= What to do =
Keep only the lines where "screenshot" appears.

= Material to process =
+ + +
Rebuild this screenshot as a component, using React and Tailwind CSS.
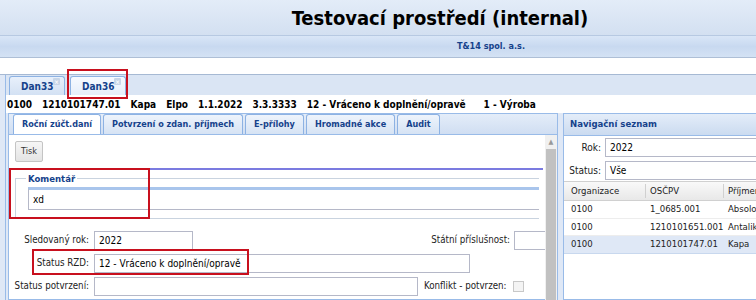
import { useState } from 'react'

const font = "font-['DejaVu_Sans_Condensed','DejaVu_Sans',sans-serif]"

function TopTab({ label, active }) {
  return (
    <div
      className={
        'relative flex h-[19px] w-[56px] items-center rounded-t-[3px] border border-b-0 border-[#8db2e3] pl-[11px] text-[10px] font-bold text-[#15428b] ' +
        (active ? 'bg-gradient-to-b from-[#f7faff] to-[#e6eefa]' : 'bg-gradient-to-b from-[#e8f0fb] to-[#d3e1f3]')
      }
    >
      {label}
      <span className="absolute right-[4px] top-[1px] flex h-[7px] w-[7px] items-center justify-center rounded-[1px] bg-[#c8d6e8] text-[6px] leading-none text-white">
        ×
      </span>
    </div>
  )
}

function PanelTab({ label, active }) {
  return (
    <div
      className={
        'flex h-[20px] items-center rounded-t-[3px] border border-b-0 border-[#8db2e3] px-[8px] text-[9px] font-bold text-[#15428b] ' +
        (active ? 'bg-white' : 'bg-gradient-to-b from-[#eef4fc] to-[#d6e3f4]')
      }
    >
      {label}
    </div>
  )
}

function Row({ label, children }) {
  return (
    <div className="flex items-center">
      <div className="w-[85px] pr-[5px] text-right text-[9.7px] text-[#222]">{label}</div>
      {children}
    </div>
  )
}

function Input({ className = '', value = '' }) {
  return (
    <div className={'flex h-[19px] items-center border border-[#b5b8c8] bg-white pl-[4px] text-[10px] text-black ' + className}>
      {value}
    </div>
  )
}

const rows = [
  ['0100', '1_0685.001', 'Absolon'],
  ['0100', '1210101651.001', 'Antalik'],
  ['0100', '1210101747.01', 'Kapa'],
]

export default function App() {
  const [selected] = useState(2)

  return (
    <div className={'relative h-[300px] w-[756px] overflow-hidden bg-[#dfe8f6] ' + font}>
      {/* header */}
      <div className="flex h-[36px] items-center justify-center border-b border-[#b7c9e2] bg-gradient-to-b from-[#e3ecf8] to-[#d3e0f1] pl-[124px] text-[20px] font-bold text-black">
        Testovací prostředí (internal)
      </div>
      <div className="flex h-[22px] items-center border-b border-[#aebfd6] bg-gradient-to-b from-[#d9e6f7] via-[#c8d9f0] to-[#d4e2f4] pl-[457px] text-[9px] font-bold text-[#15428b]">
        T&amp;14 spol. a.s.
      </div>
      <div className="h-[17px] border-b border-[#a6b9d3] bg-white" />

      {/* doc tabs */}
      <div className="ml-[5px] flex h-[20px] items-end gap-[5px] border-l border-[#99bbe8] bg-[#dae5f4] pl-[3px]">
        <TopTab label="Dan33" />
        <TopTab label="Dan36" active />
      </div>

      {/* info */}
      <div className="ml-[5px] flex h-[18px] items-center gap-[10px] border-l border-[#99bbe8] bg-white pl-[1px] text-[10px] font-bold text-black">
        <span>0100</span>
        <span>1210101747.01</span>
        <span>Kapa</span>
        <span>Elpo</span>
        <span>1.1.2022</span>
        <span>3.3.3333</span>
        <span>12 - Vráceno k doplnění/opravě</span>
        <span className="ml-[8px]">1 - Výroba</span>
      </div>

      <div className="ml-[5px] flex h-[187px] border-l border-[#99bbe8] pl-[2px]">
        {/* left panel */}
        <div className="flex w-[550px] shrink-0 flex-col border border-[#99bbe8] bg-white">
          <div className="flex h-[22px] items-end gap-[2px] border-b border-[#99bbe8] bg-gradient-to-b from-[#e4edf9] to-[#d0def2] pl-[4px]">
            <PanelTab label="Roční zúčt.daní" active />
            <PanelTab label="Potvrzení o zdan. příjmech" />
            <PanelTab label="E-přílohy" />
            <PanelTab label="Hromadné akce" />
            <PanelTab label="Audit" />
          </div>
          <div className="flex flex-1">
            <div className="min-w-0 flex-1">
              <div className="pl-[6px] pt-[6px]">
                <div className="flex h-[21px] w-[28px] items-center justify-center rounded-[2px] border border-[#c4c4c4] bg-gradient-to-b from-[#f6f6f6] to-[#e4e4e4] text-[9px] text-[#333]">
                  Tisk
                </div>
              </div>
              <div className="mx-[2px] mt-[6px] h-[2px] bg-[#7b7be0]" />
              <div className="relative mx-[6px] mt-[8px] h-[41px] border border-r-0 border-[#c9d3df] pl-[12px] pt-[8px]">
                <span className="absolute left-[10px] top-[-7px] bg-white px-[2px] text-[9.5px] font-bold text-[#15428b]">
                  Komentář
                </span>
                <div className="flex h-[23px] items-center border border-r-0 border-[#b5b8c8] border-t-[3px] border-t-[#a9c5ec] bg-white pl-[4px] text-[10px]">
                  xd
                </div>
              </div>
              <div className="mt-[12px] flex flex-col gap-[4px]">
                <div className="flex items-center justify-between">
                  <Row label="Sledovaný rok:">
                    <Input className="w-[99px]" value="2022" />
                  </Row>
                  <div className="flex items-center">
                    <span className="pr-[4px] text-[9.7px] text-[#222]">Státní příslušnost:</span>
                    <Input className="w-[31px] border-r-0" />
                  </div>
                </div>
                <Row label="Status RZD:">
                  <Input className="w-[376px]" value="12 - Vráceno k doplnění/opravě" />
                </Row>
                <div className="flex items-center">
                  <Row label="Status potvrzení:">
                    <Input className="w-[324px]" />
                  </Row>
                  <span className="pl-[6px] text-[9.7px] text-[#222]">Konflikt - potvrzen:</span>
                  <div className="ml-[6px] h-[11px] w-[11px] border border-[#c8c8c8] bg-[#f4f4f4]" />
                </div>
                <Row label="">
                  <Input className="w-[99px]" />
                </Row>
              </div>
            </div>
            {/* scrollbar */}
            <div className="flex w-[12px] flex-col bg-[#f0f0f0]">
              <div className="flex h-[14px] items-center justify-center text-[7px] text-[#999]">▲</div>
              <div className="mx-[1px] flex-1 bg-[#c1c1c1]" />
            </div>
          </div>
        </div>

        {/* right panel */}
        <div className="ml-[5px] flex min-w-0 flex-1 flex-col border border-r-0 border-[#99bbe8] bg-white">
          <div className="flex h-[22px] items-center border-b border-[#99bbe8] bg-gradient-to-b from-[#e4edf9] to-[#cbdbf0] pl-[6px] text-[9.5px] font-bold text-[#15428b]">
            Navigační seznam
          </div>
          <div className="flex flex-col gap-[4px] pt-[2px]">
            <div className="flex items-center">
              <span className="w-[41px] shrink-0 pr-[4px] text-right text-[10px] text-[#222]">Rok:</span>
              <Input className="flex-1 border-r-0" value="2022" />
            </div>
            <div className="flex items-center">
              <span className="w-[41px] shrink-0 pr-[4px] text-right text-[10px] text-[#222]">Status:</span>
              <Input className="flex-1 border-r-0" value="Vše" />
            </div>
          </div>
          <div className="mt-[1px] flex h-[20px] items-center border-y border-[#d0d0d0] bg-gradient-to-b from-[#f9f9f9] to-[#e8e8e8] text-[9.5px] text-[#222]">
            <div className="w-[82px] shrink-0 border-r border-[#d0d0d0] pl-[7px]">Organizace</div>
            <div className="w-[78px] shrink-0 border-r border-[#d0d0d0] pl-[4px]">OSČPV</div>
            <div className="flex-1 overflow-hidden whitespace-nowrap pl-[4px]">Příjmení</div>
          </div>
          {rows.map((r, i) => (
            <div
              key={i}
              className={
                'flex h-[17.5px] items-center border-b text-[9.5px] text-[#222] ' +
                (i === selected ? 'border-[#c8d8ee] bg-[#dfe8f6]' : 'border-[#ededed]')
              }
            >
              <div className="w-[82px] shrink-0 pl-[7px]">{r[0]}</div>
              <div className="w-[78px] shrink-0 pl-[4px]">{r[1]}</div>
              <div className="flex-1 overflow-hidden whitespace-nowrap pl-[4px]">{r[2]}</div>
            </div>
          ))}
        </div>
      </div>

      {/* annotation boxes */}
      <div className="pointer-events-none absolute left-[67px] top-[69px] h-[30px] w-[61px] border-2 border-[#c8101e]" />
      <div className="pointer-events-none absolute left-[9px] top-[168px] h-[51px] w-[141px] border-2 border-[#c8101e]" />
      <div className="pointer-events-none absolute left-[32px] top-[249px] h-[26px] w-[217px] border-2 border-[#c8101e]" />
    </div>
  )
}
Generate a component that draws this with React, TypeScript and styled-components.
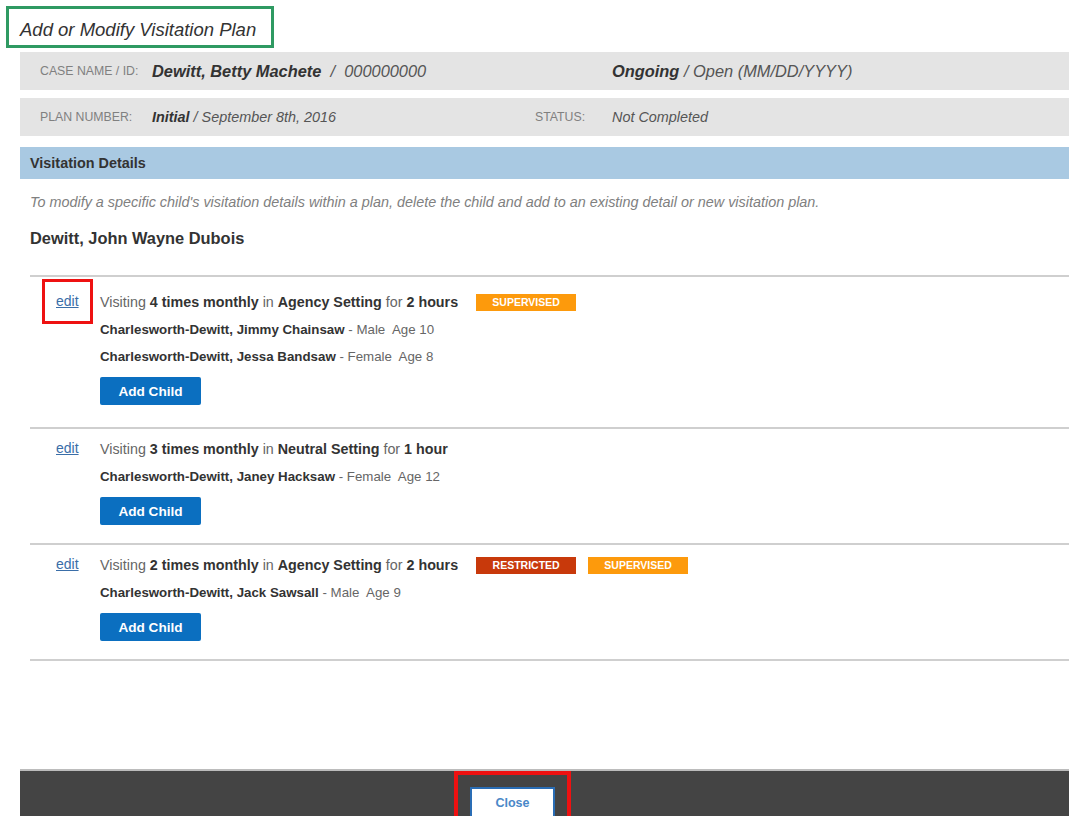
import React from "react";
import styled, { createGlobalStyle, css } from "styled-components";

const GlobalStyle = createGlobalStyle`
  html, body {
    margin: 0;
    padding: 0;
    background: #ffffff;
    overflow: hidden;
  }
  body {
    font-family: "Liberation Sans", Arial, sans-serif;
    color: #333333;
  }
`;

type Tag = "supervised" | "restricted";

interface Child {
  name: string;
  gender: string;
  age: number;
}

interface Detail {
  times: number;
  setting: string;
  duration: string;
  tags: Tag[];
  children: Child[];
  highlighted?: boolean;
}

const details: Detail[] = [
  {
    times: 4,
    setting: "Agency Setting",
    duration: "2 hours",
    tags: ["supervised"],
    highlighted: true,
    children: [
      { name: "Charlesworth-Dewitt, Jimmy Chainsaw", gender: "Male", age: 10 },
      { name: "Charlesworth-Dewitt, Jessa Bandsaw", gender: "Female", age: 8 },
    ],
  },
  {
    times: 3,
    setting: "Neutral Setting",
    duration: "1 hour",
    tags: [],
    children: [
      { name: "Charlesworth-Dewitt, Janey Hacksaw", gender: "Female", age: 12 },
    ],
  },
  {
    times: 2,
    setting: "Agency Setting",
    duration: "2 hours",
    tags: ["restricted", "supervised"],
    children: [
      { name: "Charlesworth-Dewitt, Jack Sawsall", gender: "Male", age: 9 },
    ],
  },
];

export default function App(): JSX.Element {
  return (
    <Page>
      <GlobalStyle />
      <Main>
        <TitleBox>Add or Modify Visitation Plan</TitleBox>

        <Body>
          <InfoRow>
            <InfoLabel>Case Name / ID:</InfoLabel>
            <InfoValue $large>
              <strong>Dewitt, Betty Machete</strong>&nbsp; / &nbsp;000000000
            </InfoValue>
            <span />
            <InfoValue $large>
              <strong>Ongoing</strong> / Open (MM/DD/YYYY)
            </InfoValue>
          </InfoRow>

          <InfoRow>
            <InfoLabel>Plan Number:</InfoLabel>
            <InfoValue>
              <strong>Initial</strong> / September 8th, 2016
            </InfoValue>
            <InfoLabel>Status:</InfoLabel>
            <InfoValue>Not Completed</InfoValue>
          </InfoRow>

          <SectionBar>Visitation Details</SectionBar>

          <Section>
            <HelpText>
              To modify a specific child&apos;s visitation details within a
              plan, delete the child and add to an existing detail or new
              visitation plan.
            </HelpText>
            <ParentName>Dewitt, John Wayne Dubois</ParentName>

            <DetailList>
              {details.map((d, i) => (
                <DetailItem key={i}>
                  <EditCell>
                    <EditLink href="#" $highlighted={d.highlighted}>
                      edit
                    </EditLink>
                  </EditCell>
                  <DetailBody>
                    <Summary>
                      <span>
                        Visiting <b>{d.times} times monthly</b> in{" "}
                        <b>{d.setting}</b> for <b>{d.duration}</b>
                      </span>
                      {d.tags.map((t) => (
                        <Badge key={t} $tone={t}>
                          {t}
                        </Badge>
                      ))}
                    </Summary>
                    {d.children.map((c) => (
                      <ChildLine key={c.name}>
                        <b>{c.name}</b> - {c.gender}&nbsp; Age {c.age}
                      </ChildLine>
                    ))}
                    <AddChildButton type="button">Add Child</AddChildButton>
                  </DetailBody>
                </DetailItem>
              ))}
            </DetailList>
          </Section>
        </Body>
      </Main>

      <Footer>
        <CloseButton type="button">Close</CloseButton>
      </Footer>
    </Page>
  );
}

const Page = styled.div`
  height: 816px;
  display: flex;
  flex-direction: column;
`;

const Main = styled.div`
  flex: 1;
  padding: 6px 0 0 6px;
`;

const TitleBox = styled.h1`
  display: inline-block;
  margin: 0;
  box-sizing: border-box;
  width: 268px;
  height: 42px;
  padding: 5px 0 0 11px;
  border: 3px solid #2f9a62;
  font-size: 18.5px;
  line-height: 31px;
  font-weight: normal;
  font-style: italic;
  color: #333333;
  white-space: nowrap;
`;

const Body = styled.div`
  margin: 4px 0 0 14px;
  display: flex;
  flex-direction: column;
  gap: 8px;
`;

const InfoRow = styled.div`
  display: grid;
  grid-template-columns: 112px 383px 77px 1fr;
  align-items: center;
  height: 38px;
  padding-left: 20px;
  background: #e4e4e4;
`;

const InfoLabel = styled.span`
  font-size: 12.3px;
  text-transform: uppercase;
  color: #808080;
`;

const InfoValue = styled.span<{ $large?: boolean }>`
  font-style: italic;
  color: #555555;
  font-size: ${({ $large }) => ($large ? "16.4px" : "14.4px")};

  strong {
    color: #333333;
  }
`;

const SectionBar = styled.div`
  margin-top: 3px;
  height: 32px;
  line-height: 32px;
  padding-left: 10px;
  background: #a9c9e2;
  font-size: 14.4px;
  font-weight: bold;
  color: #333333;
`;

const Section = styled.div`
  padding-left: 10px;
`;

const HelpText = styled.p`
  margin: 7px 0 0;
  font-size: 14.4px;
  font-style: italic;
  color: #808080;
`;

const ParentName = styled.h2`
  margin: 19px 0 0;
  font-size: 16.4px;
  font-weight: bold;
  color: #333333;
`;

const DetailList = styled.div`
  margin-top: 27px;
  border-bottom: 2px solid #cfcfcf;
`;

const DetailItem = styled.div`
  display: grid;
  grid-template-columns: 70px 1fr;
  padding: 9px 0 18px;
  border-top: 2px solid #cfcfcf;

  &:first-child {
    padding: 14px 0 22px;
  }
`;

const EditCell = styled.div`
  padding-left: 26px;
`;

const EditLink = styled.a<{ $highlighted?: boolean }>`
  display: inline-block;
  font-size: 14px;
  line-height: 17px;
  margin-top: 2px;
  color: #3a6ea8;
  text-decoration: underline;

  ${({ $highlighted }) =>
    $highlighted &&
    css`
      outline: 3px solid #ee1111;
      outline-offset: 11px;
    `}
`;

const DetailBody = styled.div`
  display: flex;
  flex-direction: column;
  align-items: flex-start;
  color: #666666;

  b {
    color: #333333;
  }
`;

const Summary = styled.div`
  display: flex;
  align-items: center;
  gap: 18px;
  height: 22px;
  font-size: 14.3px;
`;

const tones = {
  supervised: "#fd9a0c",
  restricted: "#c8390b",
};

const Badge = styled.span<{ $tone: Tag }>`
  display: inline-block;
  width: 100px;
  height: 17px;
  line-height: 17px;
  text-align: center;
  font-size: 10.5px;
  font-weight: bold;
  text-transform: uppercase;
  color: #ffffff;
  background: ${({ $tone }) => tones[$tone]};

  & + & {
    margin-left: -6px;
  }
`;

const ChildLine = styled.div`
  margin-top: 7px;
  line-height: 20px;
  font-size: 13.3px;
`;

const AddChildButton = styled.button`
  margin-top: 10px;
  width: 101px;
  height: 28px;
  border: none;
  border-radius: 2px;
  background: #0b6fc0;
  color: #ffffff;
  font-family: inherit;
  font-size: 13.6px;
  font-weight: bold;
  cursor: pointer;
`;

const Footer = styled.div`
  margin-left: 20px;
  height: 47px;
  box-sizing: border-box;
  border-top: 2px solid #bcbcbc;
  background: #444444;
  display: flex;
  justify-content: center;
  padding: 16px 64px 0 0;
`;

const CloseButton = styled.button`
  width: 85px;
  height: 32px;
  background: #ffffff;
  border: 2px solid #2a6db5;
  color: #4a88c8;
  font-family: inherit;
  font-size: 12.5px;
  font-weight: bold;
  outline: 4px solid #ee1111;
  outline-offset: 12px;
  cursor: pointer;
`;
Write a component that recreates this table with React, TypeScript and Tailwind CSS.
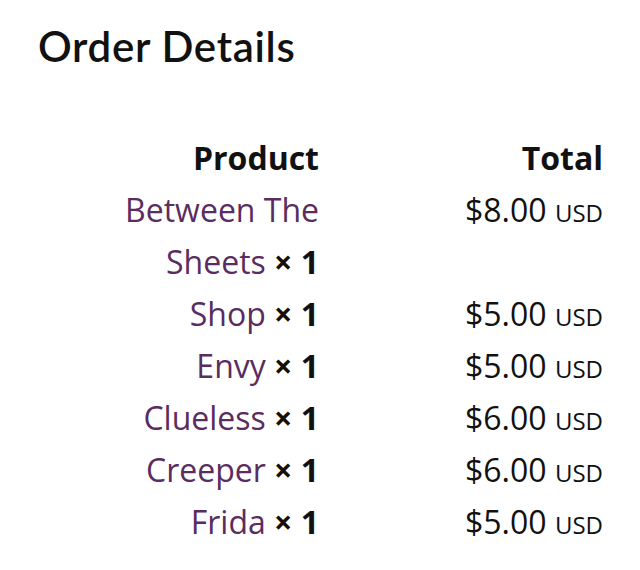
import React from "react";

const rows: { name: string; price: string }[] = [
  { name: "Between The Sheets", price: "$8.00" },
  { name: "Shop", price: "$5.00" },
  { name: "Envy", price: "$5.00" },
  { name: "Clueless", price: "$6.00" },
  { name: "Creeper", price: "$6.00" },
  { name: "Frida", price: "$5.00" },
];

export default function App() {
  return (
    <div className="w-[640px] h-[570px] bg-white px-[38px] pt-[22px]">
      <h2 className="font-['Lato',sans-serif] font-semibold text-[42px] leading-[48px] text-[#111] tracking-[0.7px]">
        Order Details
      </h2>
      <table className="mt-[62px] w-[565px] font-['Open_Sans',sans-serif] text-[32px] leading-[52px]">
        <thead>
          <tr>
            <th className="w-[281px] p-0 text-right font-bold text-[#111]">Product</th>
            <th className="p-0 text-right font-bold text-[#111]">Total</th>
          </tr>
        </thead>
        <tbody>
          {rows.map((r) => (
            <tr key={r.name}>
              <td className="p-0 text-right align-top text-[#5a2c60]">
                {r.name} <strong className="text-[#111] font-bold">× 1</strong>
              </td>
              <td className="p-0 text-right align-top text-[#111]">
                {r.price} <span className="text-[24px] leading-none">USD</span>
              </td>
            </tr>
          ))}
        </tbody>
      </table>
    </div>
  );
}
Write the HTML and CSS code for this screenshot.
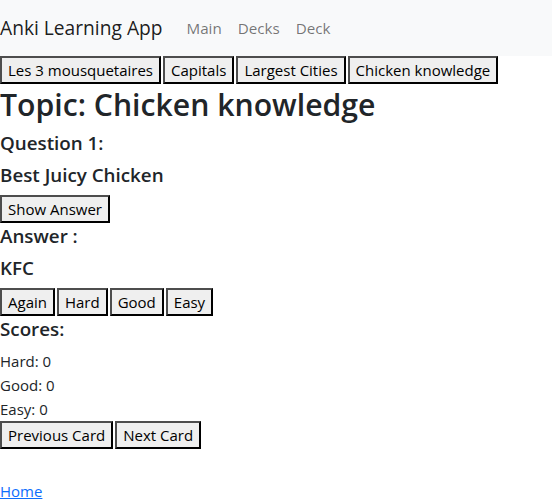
+ + +
= Response to the exercise =
Rebuild this screenshot as a component, using React and Tailwind CSS.
Write the HTML and CSS code for this screenshot.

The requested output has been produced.